STATED PROBLEM —
Nothing but the lines from the one containing "Emit a component" down to the one containing "const [agreed, setAgreed] = useState(false)", both included, should be echoed, and each exactly as it stands.

TASK MATERIAL —

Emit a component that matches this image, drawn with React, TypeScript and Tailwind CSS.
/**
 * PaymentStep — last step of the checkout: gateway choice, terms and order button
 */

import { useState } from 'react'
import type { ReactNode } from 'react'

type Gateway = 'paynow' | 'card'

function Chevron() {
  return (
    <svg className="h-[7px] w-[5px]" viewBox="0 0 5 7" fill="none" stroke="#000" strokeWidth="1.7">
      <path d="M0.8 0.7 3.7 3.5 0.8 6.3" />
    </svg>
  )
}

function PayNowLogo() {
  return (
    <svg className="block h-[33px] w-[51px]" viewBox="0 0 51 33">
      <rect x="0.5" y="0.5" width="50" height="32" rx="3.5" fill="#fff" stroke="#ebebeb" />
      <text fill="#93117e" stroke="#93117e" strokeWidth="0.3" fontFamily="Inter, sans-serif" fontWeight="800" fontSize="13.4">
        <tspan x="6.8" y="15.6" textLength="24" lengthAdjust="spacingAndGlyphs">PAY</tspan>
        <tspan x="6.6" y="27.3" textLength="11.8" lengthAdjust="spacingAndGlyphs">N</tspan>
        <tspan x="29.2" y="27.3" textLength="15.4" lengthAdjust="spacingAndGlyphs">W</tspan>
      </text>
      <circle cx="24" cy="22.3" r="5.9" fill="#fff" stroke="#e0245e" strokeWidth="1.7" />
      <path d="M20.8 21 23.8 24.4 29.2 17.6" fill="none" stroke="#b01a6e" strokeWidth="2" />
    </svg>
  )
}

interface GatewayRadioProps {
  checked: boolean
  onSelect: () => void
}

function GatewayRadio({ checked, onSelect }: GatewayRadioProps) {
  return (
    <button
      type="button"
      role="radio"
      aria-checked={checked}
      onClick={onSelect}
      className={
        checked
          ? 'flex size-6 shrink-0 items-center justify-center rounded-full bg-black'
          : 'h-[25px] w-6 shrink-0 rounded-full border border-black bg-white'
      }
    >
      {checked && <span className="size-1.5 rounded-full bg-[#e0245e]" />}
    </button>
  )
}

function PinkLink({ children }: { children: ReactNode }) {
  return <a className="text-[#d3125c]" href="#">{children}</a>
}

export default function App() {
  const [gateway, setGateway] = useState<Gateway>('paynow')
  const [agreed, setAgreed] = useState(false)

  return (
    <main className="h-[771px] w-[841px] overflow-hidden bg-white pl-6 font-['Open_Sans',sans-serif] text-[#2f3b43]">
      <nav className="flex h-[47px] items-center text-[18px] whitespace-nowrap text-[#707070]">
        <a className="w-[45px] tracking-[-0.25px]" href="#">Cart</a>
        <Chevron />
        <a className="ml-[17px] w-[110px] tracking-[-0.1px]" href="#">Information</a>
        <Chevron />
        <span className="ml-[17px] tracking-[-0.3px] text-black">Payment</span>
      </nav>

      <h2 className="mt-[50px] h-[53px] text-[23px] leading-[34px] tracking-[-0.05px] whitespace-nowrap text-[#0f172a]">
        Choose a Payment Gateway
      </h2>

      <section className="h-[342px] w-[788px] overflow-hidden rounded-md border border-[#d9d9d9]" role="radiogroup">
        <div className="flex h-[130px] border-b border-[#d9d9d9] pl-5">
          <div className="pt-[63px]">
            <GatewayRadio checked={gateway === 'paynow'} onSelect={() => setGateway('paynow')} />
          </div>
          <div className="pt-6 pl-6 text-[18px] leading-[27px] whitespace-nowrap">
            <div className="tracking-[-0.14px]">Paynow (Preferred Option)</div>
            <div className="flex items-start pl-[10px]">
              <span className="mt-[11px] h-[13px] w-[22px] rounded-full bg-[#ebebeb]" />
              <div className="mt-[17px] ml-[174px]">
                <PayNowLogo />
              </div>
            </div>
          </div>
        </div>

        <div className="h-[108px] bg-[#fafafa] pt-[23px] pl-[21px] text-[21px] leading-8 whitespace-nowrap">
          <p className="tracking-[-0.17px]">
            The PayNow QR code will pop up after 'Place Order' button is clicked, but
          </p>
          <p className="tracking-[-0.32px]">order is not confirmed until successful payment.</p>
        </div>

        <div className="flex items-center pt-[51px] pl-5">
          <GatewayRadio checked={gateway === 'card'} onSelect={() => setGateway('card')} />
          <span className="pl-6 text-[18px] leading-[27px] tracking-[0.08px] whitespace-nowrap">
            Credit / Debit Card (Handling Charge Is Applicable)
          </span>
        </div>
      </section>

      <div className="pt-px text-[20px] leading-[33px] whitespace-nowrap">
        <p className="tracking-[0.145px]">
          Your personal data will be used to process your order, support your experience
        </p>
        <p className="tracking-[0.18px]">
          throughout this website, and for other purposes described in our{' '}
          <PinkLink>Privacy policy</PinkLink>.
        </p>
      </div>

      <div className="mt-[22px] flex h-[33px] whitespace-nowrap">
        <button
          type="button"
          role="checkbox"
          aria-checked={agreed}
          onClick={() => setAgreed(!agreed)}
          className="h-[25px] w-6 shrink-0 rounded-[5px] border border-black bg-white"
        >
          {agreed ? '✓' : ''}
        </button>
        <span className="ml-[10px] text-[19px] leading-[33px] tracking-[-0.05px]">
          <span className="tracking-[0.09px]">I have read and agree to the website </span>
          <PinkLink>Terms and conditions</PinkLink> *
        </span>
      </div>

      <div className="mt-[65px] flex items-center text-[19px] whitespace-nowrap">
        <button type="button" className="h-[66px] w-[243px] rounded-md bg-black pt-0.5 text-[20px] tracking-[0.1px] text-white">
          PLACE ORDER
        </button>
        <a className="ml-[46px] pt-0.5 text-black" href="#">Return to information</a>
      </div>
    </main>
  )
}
...
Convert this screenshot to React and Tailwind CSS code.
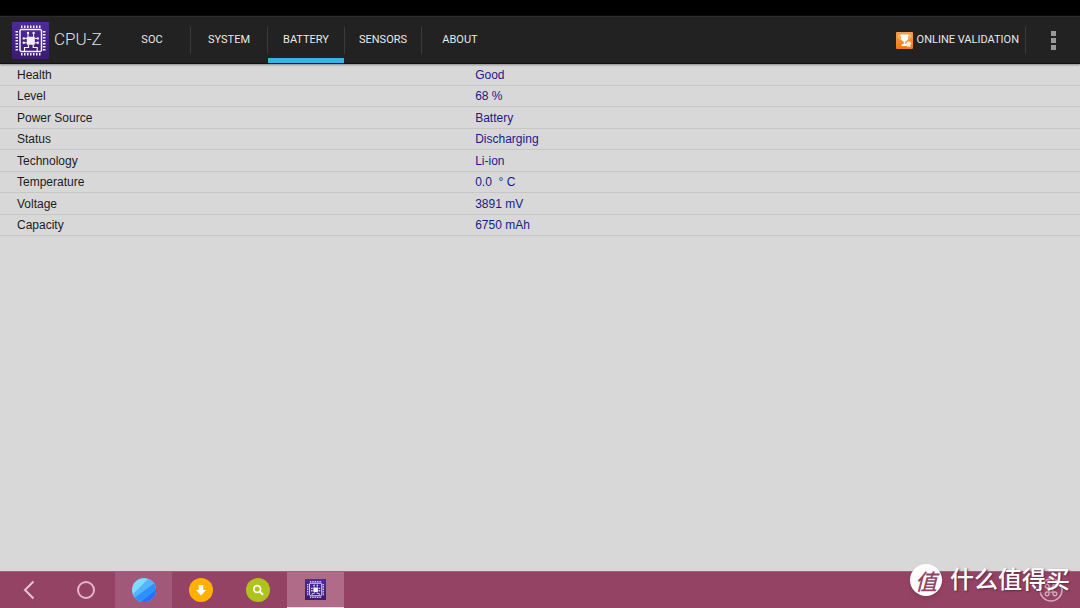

TASK RESULT —
Emit a component that matches this image, drawn with React, TypeScript and Tailwind CSS.
/**
 * PaymentStep — last step of the checkout: gateway choice, terms and order button
 */

import { useState } from 'react'
import type { ReactNode } from 'react'

type Gateway = 'paynow' | 'card'

function Chevron() {
  return (
    <svg className="h-[7px] w-[5px]" viewBox="0 0 5 7" fill="none" stroke="#000" strokeWidth="1.7">
      <path d="M0.8 0.7 3.7 3.5 0.8 6.3" />
    </svg>
  )
}

function PayNowLogo() {
  return (
    <svg className="block h-[33px] w-[51px]" viewBox="0 0 51 33">
      <rect x="0.5" y="0.5" width="50" height="32" rx="3.5" fill="#fff" stroke="#ebebeb" />
      <text fill="#93117e" stroke="#93117e" strokeWidth="0.3" fontFamily="Inter, sans-serif" fontWeight="800" fontSize="13.4">
        <tspan x="6.8" y="15.6" textLength="24" lengthAdjust="spacingAndGlyphs">PAY</tspan>
        <tspan x="6.6" y="27.3" textLength="11.8" lengthAdjust="spacingAndGlyphs">N</tspan>
        <tspan x="29.2" y="27.3" textLength="15.4" lengthAdjust="spacingAndGlyphs">W</tspan>
      </text>
      <circle cx="24" cy="22.3" r="5.9" fill="#fff" stroke="#e0245e" strokeWidth="1.7" />
      <path d="M20.8 21 23.8 24.4 29.2 17.6" fill="none" stroke="#b01a6e" strokeWidth="2" />
    </svg>
  )
}

interface GatewayRadioProps {
  checked: boolean
  onSelect: () => void
}

function GatewayRadio({ checked, onSelect }: GatewayRadioProps) {
  return (
    <button
      type="button"
      role="radio"
      aria-checked={checked}
      onClick={onSelect}
      className={
        checked
          ? 'flex size-6 shrink-0 items-center justify-center rounded-full bg-black'
          : 'h-[25px] w-6 shrink-0 rounded-full border border-black bg-white'
      }
    >
      {checked && <span className="size-1.5 rounded-full bg-[#e0245e]" />}
    </button>
  )
}

function PinkLink({ children }: { children: ReactNode }) {
  return <a className="text-[#d3125c]" href="#">{children}</a>
}

export default function App() {
  const [gateway, setGateway] = useState<Gateway>('paynow')
  const [agreed, setAgreed] = useState(false)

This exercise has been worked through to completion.